======== Source material ========

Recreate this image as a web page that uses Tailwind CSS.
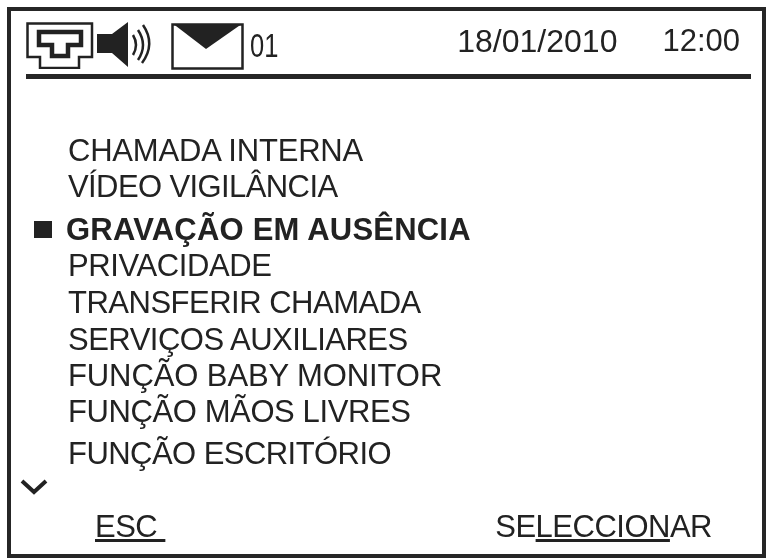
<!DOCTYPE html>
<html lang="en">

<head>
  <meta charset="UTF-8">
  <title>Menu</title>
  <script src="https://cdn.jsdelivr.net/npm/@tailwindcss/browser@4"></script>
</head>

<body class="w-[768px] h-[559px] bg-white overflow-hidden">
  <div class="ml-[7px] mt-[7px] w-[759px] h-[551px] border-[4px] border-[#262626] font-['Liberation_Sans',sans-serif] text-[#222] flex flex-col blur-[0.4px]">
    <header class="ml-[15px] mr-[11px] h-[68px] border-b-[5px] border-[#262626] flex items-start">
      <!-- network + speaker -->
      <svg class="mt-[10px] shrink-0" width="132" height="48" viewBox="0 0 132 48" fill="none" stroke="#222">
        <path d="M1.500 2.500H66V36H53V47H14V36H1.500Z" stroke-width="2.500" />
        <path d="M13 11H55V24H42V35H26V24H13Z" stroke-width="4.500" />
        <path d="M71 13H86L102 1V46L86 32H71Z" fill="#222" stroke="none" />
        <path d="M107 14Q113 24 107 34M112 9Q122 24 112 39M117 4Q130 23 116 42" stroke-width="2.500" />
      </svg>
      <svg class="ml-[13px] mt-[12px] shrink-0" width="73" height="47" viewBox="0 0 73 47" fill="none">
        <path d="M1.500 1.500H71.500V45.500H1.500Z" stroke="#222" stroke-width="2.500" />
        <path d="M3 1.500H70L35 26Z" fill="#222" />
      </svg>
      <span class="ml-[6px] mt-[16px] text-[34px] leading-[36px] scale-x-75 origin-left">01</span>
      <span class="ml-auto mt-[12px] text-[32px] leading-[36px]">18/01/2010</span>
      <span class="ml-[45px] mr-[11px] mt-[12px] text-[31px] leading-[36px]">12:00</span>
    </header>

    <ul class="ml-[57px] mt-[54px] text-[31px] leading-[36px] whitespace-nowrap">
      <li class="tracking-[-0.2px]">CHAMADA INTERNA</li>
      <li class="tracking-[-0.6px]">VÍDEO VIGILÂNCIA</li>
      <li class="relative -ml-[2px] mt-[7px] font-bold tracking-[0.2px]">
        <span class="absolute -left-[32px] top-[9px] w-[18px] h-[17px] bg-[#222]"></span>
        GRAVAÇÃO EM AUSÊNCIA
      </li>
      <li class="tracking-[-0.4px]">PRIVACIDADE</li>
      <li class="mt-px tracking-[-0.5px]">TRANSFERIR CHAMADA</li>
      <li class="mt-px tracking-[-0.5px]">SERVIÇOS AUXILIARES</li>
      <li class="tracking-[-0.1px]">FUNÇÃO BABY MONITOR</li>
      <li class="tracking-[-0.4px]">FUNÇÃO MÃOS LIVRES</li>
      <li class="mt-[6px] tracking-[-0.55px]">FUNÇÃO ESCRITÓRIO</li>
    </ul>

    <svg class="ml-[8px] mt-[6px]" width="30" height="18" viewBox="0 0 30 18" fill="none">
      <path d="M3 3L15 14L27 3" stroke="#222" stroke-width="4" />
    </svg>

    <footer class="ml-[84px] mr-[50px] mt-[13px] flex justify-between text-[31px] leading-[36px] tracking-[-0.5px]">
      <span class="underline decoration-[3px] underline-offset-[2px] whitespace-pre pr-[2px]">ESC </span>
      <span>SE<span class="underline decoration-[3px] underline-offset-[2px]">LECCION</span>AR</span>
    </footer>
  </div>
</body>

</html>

========

→ **Goal of the exercise**
Without the pictures, write out the whole listing above exactly as it appears.

→ **Result of the task**
Recreate this image as a web page that uses Tailwind CSS.
<!DOCTYPE html>
<html lang="en">

<head>
  <meta charset="UTF-8">
  <title>Menu</title>
  <script src="https://cdn.jsdelivr.net/npm/@tailwindcss/browser@4"></script>
</head>

<body class="w-[768px] h-[559px] bg-white overflow-hidden">
  <div class="ml-[7px] mt-[7px] w-[759px] h-[551px] border-[4px] border-[#262626] font-['Liberation_Sans',sans-serif] text-[#222] flex flex-col blur-[0.4px]">
    <header class="ml-[15px] mr-[11px] h-[68px] border-b-[5px] border-[#262626] flex items-start">
      <!-- network + speaker -->
      <svg class="mt-[10px] shrink-0" width="132" height="48" viewBox="0 0 132 48" fill="none" stroke="#222">
        <path d="M1.500 2.500H66V36H53V47H14V36H1.500Z" stroke-width="2.500" />
        <path d="M13 11H55V24H42V35H26V24H13Z" stroke-width="4.500" />
        <path d="M71 13H86L102 1V46L86 32H71Z" fill="#222" stroke="none" />
        <path d="M107 14Q113 24 107 34M112 9Q122 24 112 39M117 4Q130 23 116 42" stroke-width="2.500" />
      </svg>
      <svg class="ml-[13px] mt-[12px] shrink-0" width="73" height="47" viewBox="0 0 73 47" fill="none">
        <path d="M1.500 1.500H71.500V45.500H1.500Z" stroke="#222" stroke-width="2.500" />
        <path d="M3 1.500H70L35 26Z" fill="#222" />
      </svg>
      <span class="ml-[6px] mt-[16px] text-[34px] leading-[36px] scale-x-75 origin-left">01</span>
      <span class="ml-auto mt-[12px] text-[32px] leading-[36px]">18/01/2010</span>
      <span class="ml-[45px] mr-[11px] mt-[12px] text-[31px] leading-[36px]">12:00</span>
    </header>

    <ul class="ml-[57px] mt-[54px] text-[31px] leading-[36px] whitespace-nowrap">
      <li class="tracking-[-0.2px]">CHAMADA INTERNA</li>
      <li class="tracking-[-0.6px]">VÍDEO VIGILÂNCIA</li>
      <li class="relative -ml-[2px] mt-[7px] font-bold tracking-[0.2px]">
        <span class="absolute -left-[32px] top-[9px] w-[18px] h-[17px] bg-[#222]"></span>
        GRAVAÇÃO EM AUSÊNCIA
      </li>
      <li class="tracking-[-0.4px]">PRIVACIDADE</li>
      <li class="mt-px tracking-[-0.5px]">TRANSFERIR CHAMADA</li>
      <li class="mt-px tracking-[-0.5px]">SERVIÇOS AUXILIARES</li>
      <li class="tracking-[-0.1px]">FUNÇÃO BABY MONITOR</li>
      <li class="tracking-[-0.4px]">FUNÇÃO MÃOS LIVRES</li>
      <li class="mt-[6px] tracking-[-0.55px]">FUNÇÃO ESCRITÓRIO</li>
    </ul>

    <svg class="ml-[8px] mt-[6px]" width="30" height="18" viewBox="0 0 30 18" fill="none">
      <path d="M3 3L15 14L27 3" stroke="#222" stroke-width="4" />
    </svg>

    <footer class="ml-[84px] mr-[50px] mt-[13px] flex justify-between text-[31px] leading-[36px] tracking-[-0.5px]">
      <span class="underline decoration-[3px] underline-offset-[2px] whitespace-pre pr-[2px]">ESC </span>
      <span>SE<span class="underline decoration-[3px] underline-offset-[2px]">LECCION</span>AR</span>
    </footer>
  </div>
</body>

</html>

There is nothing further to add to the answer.